Is that really a new situation, you may ask. Yes and no. It is true, I would grant, that human experience has always been marked by explicit or implicit acts of interpretation. But, three considerations …

(1) Acts of interpretation become more explicit when we confront symbolically encoded human artifacts or media objects. In a walk through the woods, I’m engaged in certain kind of mostly pre-conscious interpretative work—reading the landscape, we might say. Walking through a museum, on the other hand, involves interpretative work of a different and more conscious nature. To the degree that our experience is mediated by digital devices, it takes on the quality of a walk through a (very weird) museum full of works of human artifice calling forth our interpretations. 

(2) Also, if I’m right about our experience of digitization generating a primary experience of the Database rather than the Narrative, then the need to be always interpreting becomes all the more apparent. For one thing, digitally mediated relations themselves become media artifacts and media objects. In the face-to-face company of those we know relatively well, our interpretative labor is less acute. We likely have a repertoire of habitual interpretive paradigms on which we can draw, and the less obviously mediated character of in-person exchanges means that the interpretive work likely remains pre-conscious. However, when the person becomes an avatar communicating through text, image, meme, film, GIF, etc., then the interpretative burden intensifies. 

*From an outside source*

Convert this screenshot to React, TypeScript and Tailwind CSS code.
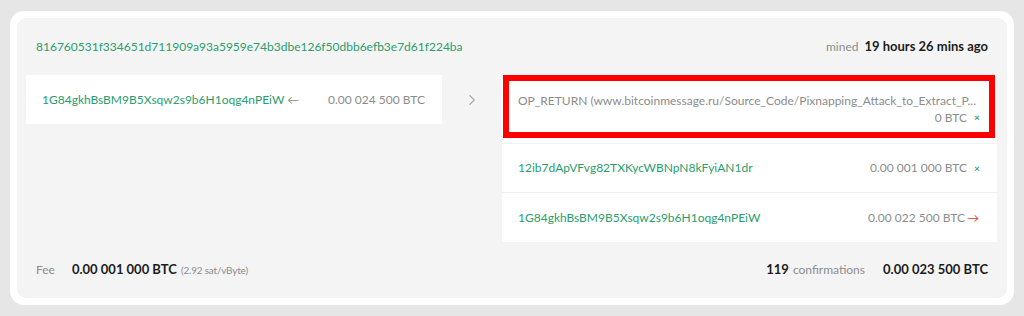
import { ChevronRight } from "lucide-react"

const font = { fontFamily: "Lato, 'Liberation Sans', sans-serif" }

function OutRow({
  address,
  amount,
  mark,
}: {
  address: string
  amount: string
  mark: "x" | "out"
}) {
  return (
    <div className="flex items-center justify-between h-[49px] pl-4 pr-[18px] border-b border-[#f0f0f0] last:border-b-0">
      <span className="text-[#2a9d6e]">{address}</span>
      <span className="flex items-center text-[#8c8c8c]">
        {amount}
        {mark === "x" ? (
          <span className="ml-[7px] text-[10px] font-bold text-[#3aa576] w-[5px]">×</span>
        ) : (
          <span className="ml-[2px] text-[#e53935]">→</span>
        )}
      </span>
    </div>
  )
}

export default function App() {
  return (
    <div className="w-[1024px] h-[316px] bg-[#e6e6e6] pt-[11px] px-[10px] text-[12px]" style={font}>
      <div className="bg-white rounded-[14px] p-[7px]">
        <div className="bg-[#f4f4f4] rounded-[9px] px-[9px]">
          {/* header */}
          <div className="flex items-center justify-between h-[57px] px-[10px]">
            <span className="text-[#2a9d6e]">
              816760531f334651d711909a93a5959e74b3dbe126f50dbb6efb3e7d61f224ba
            </span>
            <span>
              <span className="text-[#8c8c8c]">mined</span>
              <span className="ml-[6px] font-bold text-[13px] text-[#1c1c1c]">19 hours 26 mins ago</span>
            </span>
          </div>

          {/* inputs / outputs */}
          <div className="flex items-start">
            <div className="w-[416px] bg-white h-[49px] flex items-center justify-between pl-4 pr-[17px]">
              <span className="text-[#2a9d6e]">
                1G84gkhBsBM9B5Xsqw2s9b6H1oqg4nPEiW <span className="text-[#8c8c8c]">←</span>
              </span>
              <span className="text-[#8c8c8c]">0.00 024 500 BTC</span>
            </div>
            <div className="w-[60px] h-[49px] flex items-center justify-center">
              <ChevronRight className="w-[18px] h-[18px] text-[#a8a8a8]" strokeWidth={1.5} />
            </div>
            <div className="w-[495px] bg-white">
              <div className="border-b border-[#f0f0f0] pb-[5px]">
                <div className="ml-px mr-[2px] border-[6px] border-[#ff0000] pt-[11px] pb-[6px] pl-[9px] pr-[10px] leading-[17px]">
                  <div className="text-[#8c8c8c] truncate">
                    OP_RETURN (www.bitcoinmessage.ru/Source_Code/Pixnapping_Attack_to_Extract_P...
                  </div>
                  <div className="flex justify-end items-center text-[#8c8c8c]">
                    0 BTC
                    <span className="ml-[7px] text-[10px] font-bold text-[#3aa576] w-[5px]">×</span>
                  </div>
                </div>
              </div>
              <OutRow address="12ib7dApVFvg82TXKycWBNpN8kFyiAN1dr" amount="0.00 001 000 BTC" mark="x" />
              <OutRow address="1G84gkhBsBM9B5Xsqw2s9b6H1oqg4nPEiW" amount="0.00 022 500 BTC" mark="out" />
            </div>
          </div>

          {/* footer */}
          <div className="flex items-center justify-between h-[56px] px-[10px]">
            <span className="flex items-baseline">
              <span className="text-[#8c8c8c]">Fee</span>
              <span className="ml-[17px] font-bold text-[13px] text-[#1c1c1c]">0.00 001 000 BTC</span>
              <span className="ml-[4px] text-[10px] tracking-[-0.2px] text-[#8c8c8c]">(2.92 sat/vByte)</span>
            </span>
            <span className="flex items-baseline">
              <span className="font-bold text-[13px] text-[#1c1c1c]">119</span>
              <span className="ml-[4px] text-[#8c8c8c]">confirmations</span>
              <span className="ml-[18px] font-bold text-[13px] text-[#1c1c1c]">0.00 023 500 BTC</span>
            </span>
          </div>
        </div>
      </div>
    </div>
  )
}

And, of course, while most of us know that narratives require interpretation, they also supply interpretations in such a way that it is possible to naively assume that a narrative is simply relaying a transparent account of things. So, when our primary experience is of the Database, then we find ourselves in the position of supplying the interpretative labor a trusted narrative would’ve provided for us. 

(3) I’ve already been hinting at a critical difference: self-consciousness. As is often the case, the conditions of digital media make explicit and conscious what had been previously implicit and unnoticed. And this development can have profound consequences, which can be difficult to describe. 

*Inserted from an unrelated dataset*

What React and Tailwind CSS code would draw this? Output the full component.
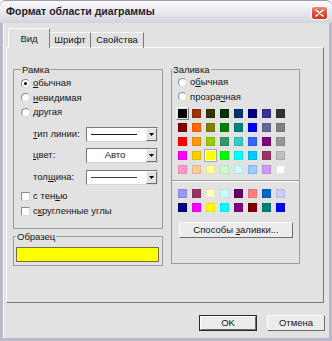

Perhaps an example will help. Consider the case of someone who deploys a certain style of naive literalism to a religious text, which assumes that reading the Bible, for example, does not involve any “human interpretation.” When they read the text and tell you what it means, they don’t see themselves as interpreters but merely reporters of what the text obviously says. I’ve called this a naive approach not because it is gullible, although that may also be true, but because it is unaware of itself. It has not been troubled by indeterminacy or doubt. It is aware of only one right reading, which it takes for granted. For such a person to become aware of themselves as interpreters is to induce a crisis of faith. They come to see their own reading as just that and as one among many.

So, yes, humans have always been interpreters of experience, but the nature and scope of the interpretive work has changed, and, most importantly, we’ve become aware of it.

We might say, then, that the conditions of pervasive digitization have rendered the full range of human experience a text to be interpreted. Condemned to preform ever more baroque hermeneutical maneuvers we are deprived the satisfactions of a naive experience of reality. Perhaps this accounts for the widely-reported sense of unreality that plagues so many of us.

Meanwhile, public discourse increasingly takes on the quality of interminable debates carried on by individuals with fundamentally different hermeneutical styles and, consequently, interpretations of reality.

And, of course, there is no magisterium to settle matters for us. Indeed, those institutions that functioned analogously to the magisterium but for matters of public interest—the press, the expert class, etc.—have been rendered just another set of interpreters. They may still see themselves as the orthodox sect, of course. But that is no guarantee their interpretive authority will be recognized by others.

Berger noted that multiple responses were possible in the face of the heretical imperative, and the same is true for hermeneutical imperative. Suffice it to say for now that the best hermeneutics require virtues of the head and the heart.